◆ **Collected data**:

----------

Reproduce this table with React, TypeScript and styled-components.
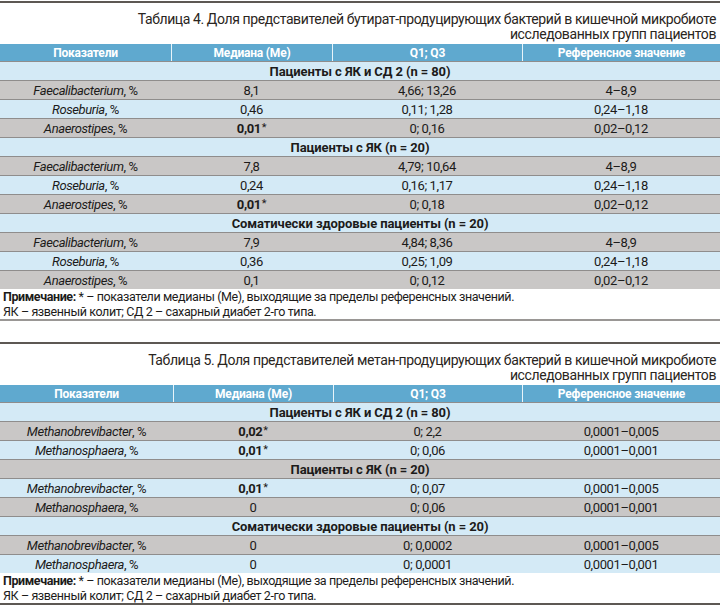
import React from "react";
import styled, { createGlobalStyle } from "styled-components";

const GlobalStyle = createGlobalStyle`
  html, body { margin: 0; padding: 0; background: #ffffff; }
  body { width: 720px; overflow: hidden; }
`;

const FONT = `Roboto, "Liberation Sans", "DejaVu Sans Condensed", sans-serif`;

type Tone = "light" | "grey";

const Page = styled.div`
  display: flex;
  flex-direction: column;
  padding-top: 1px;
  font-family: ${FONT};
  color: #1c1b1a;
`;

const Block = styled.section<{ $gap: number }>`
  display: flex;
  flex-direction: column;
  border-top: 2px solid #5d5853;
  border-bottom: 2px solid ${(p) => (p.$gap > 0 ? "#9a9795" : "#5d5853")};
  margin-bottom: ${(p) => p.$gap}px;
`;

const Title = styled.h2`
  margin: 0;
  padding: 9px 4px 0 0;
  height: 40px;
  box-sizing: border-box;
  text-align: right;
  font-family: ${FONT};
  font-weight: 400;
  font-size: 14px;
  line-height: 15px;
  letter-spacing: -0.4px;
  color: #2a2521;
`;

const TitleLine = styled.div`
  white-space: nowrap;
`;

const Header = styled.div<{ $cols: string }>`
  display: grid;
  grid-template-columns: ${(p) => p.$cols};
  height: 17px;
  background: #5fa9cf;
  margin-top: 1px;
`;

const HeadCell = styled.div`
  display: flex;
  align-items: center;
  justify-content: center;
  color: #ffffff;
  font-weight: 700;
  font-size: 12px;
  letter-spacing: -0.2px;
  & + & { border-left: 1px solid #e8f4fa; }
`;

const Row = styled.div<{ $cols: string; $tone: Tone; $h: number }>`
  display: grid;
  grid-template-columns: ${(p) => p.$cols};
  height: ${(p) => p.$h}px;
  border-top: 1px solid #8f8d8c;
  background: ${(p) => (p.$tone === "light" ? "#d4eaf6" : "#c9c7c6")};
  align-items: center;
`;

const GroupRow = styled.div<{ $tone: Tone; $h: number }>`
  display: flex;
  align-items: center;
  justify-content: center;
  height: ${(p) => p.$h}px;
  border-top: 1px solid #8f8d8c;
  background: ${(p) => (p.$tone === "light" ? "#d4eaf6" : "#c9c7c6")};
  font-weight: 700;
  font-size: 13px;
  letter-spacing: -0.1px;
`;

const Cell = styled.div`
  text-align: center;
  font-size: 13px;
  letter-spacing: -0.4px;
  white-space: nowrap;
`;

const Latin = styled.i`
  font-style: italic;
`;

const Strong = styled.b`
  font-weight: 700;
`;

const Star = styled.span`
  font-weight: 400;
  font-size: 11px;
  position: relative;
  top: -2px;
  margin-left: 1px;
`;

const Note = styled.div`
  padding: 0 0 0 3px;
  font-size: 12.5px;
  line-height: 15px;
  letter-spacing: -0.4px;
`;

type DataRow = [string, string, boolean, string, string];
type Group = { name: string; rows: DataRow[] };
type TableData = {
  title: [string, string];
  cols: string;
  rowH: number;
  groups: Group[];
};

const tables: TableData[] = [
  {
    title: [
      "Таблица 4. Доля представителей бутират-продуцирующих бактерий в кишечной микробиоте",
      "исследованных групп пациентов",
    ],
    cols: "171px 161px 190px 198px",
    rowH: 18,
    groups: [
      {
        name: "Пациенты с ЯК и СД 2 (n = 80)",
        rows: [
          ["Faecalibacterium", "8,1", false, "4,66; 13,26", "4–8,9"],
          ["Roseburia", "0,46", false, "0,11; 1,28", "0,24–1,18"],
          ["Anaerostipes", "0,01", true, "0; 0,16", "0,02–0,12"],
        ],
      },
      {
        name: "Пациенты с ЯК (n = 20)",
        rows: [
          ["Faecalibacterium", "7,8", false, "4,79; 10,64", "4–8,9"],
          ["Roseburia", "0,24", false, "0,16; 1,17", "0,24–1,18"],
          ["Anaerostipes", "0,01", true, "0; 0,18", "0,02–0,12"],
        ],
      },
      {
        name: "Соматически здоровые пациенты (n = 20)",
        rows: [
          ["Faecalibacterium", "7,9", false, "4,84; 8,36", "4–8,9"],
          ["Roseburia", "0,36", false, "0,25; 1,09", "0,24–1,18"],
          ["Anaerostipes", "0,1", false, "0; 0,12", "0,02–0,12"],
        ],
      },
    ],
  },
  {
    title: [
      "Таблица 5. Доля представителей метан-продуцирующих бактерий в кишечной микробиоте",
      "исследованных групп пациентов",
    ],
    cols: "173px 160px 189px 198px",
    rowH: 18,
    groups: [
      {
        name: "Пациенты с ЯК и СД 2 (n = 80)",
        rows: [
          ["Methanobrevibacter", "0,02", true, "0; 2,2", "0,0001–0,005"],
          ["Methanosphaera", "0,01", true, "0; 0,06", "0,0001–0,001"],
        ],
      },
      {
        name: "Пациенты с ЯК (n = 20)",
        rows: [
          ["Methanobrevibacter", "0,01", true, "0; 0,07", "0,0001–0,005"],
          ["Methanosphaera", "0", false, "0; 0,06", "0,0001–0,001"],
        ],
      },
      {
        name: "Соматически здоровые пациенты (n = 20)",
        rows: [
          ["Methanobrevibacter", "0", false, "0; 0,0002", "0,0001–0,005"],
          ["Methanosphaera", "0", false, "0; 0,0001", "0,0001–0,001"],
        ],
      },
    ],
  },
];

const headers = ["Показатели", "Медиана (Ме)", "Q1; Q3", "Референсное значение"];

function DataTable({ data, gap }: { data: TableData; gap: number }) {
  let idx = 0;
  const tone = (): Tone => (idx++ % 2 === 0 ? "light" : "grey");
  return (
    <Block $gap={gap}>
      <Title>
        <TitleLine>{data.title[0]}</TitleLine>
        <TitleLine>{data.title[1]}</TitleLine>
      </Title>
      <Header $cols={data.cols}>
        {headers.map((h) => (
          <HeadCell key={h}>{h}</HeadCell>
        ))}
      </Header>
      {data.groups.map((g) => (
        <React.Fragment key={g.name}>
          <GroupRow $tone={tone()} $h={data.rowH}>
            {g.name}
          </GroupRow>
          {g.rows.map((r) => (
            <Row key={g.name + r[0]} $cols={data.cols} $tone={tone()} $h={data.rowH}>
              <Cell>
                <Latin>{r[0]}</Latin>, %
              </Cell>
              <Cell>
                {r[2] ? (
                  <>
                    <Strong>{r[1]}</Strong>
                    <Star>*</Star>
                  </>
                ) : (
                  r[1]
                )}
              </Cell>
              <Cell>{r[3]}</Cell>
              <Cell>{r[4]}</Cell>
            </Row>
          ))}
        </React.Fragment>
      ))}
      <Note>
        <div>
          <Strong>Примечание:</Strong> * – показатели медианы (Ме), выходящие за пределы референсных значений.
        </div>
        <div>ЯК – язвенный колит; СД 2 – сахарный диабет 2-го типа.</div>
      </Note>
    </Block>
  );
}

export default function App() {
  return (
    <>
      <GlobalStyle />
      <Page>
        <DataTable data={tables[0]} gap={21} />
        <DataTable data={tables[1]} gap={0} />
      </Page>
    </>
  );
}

----------

◆ **What you need to do**:
Copy the material above exactly and drop the pictures.

◆ **Right answer**:
Reproduce this table with React, TypeScript and styled-components.
import React from "react";
import styled, { createGlobalStyle } from "styled-components";

const GlobalStyle = createGlobalStyle`
  html, body { margin: 0; padding: 0; background: #ffffff; }
  body { width: 720px; overflow: hidden; }
`;

const FONT = `Roboto, "Liberation Sans", "DejaVu Sans Condensed", sans-serif`;

type Tone = "light" | "grey";

const Page = styled.div`
  display: flex;
  flex-direction: column;
  padding-top: 1px;
  font-family: ${FONT};
  color: #1c1b1a;
`;

const Block = styled.section<{ $gap: number }>`
  display: flex;
  flex-direction: column;
  border-top: 2px solid #5d5853;
  border-bottom: 2px solid ${(p) => (p.$gap > 0 ? "#9a9795" : "#5d5853")};
  margin-bottom: ${(p) => p.$gap}px;
`;

const Title = styled.h2`
  margin: 0;
  padding: 9px 4px 0 0;
  height: 40px;
  box-sizing: border-box;
  text-align: right;
  font-family: ${FONT};
  font-weight: 400;
  font-size: 14px;
  line-height: 15px;
  letter-spacing: -0.4px;
  color: #2a2521;
`;

const TitleLine = styled.div`
  white-space: nowrap;
`;

const Header = styled.div<{ $cols: string }>`
  display: grid;
  grid-template-columns: ${(p) => p.$cols};
  height: 17px;
  background: #5fa9cf;
  margin-top: 1px;
`;

const HeadCell = styled.div`
  display: flex;
  align-items: center;
  justify-content: center;
  color: #ffffff;
  font-weight: 700;
  font-size: 12px;
  letter-spacing: -0.2px;
  & + & { border-left: 1px solid #e8f4fa; }
`;

const Row = styled.div<{ $cols: string; $tone: Tone; $h: number }>`
  display: grid;
  grid-template-columns: ${(p) => p.$cols};
  height: ${(p) => p.$h}px;
  border-top: 1px solid #8f8d8c;
  background: ${(p) => (p.$tone === "light" ? "#d4eaf6" : "#c9c7c6")};
  align-items: center;
`;

const GroupRow = styled.div<{ $tone: Tone; $h: number }>`
  display: flex;
  align-items: center;
  justify-content: center;
  height: ${(p) => p.$h}px;
  border-top: 1px solid #8f8d8c;
  background: ${(p) => (p.$tone === "light" ? "#d4eaf6" : "#c9c7c6")};
  font-weight: 700;
  font-size: 13px;
  letter-spacing: -0.1px;
`;

const Cell = styled.div`
  text-align: center;
  font-size: 13px;
  letter-spacing: -0.4px;
  white-space: nowrap;
`;

const Latin = styled.i`
  font-style: italic;
`;

const Strong = styled.b`
  font-weight: 700;
`;

const Star = styled.span`
  font-weight: 400;
  font-size: 11px;
  position: relative;
  top: -2px;
  margin-left: 1px;
`;

const Note = styled.div`
  padding: 0 0 0 3px;
  font-size: 12.5px;
  line-height: 15px;
  letter-spacing: -0.4px;
`;

type DataRow = [string, string, boolean, string, string];
type Group = { name: string; rows: DataRow[] };
type TableData = {
  title: [string, string];
  cols: string;
  rowH: number;
  groups: Group[];
};

const tables: TableData[] = [
  {
    title: [
      "Таблица 4. Доля представителей бутират-продуцирующих бактерий в кишечной микробиоте",
      "исследованных групп пациентов",
    ],
    cols: "171px 161px 190px 198px",
    rowH: 18,
    groups: [
      {
        name: "Пациенты с ЯК и СД 2 (n = 80)",
        rows: [
          ["Faecalibacterium", "8,1", false, "4,66; 13,26", "4–8,9"],
          ["Roseburia", "0,46", false, "0,11; 1,28", "0,24–1,18"],
          ["Anaerostipes", "0,01", true, "0; 0,16", "0,02–0,12"],
        ],
      },
      {
        name: "Пациенты с ЯК (n = 20)",
        rows: [
          ["Faecalibacterium", "7,8", false, "4,79; 10,64", "4–8,9"],
          ["Roseburia", "0,24", false, "0,16; 1,17", "0,24–1,18"],
          ["Anaerostipes", "0,01", true, "0; 0,18", "0,02–0,12"],
        ],
      },
      {
        name: "Соматически здоровые пациенты (n = 20)",
        rows: [
          ["Faecalibacterium", "7,9", false, "4,84; 8,36", "4–8,9"],
          ["Roseburia", "0,36", false, "0,25; 1,09", "0,24–1,18"],
          ["Anaerostipes", "0,1", false, "0; 0,12", "0,02–0,12"],
        ],
      },
    ],
  },
  {
    title: [
      "Таблица 5. Доля представителей метан-продуцирующих бактерий в кишечной микробиоте",
      "исследованных групп пациентов",
    ],
    cols: "173px 160px 189px 198px",
    rowH: 18,
    groups: [
      {
        name: "Пациенты с ЯК и СД 2 (n = 80)",
        rows: [
          ["Methanobrevibacter", "0,02", true, "0; 2,2", "0,0001–0,005"],
          ["Methanosphaera", "0,01", true, "0; 0,06", "0,0001–0,001"],
        ],
      },
      {
        name: "Пациенты с ЯК (n = 20)",
        rows: [
          ["Methanobrevibacter", "0,01", true, "0; 0,07", "0,0001–0,005"],
          ["Methanosphaera", "0", false, "0; 0,06", "0,0001–0,001"],
        ],
      },
      {
        name: "Соматически здоровые пациенты (n = 20)",
        rows: [
          ["Methanobrevibacter", "0", false, "0; 0,0002", "0,0001–0,005"],
          ["Methanosphaera", "0", false, "0; 0,0001", "0,0001–0,001"],
        ],
      },
    ],
  },
];

const headers = ["Показатели", "Медиана (Ме)", "Q1; Q3", "Референсное значение"];

function DataTable({ data, gap }: { data: TableData; gap: number }) {
  let idx = 0;
  const tone = (): Tone => (idx++ % 2 === 0 ? "light" : "grey");
  return (
    <Block $gap={gap}>
      <Title>
        <TitleLine>{data.title[0]}</TitleLine>
        <TitleLine>{data.title[1]}</TitleLine>
      </Title>
      <Header $cols={data.cols}>
        {headers.map((h) => (
          <HeadCell key={h}>{h}</HeadCell>
        ))}
      </Header>
      {data.groups.map((g) => (
        <React.Fragment key={g.name}>
          <GroupRow $tone={tone()} $h={data.rowH}>
            {g.name}
          </GroupRow>
          {g.rows.map((r) => (
            <Row key={g.name + r[0]} $cols={data.cols} $tone={tone()} $h={data.rowH}>
              <Cell>
                <Latin>{r[0]}</Latin>, %
              </Cell>
              <Cell>
                {r[2] ? (
                  <>
                    <Strong>{r[1]}</Strong>
                    <Star>*</Star>
                  </>
                ) : (
                  r[1]
                )}
              </Cell>
              <Cell>{r[3]}</Cell>
              <Cell>{r[4]}</Cell>
            </Row>
          ))}
        </React.Fragment>
      ))}
      <Note>
        <div>
          <Strong>Примечание:</Strong> * – показатели медианы (Ме), выходящие за пределы референсных значений.
        </div>
        <div>ЯК – язвенный колит; СД 2 – сахарный диабет 2-го типа.</div>
      </Note>
    </Block>
  );
}

export default function App() {
  return (
    <>
      <GlobalStyle />
      <Page>
        <DataTable data={tables[0]} gap={21} />
        <DataTable data={tables[1]} gap={0} />
      </Page>
    </>
  );
}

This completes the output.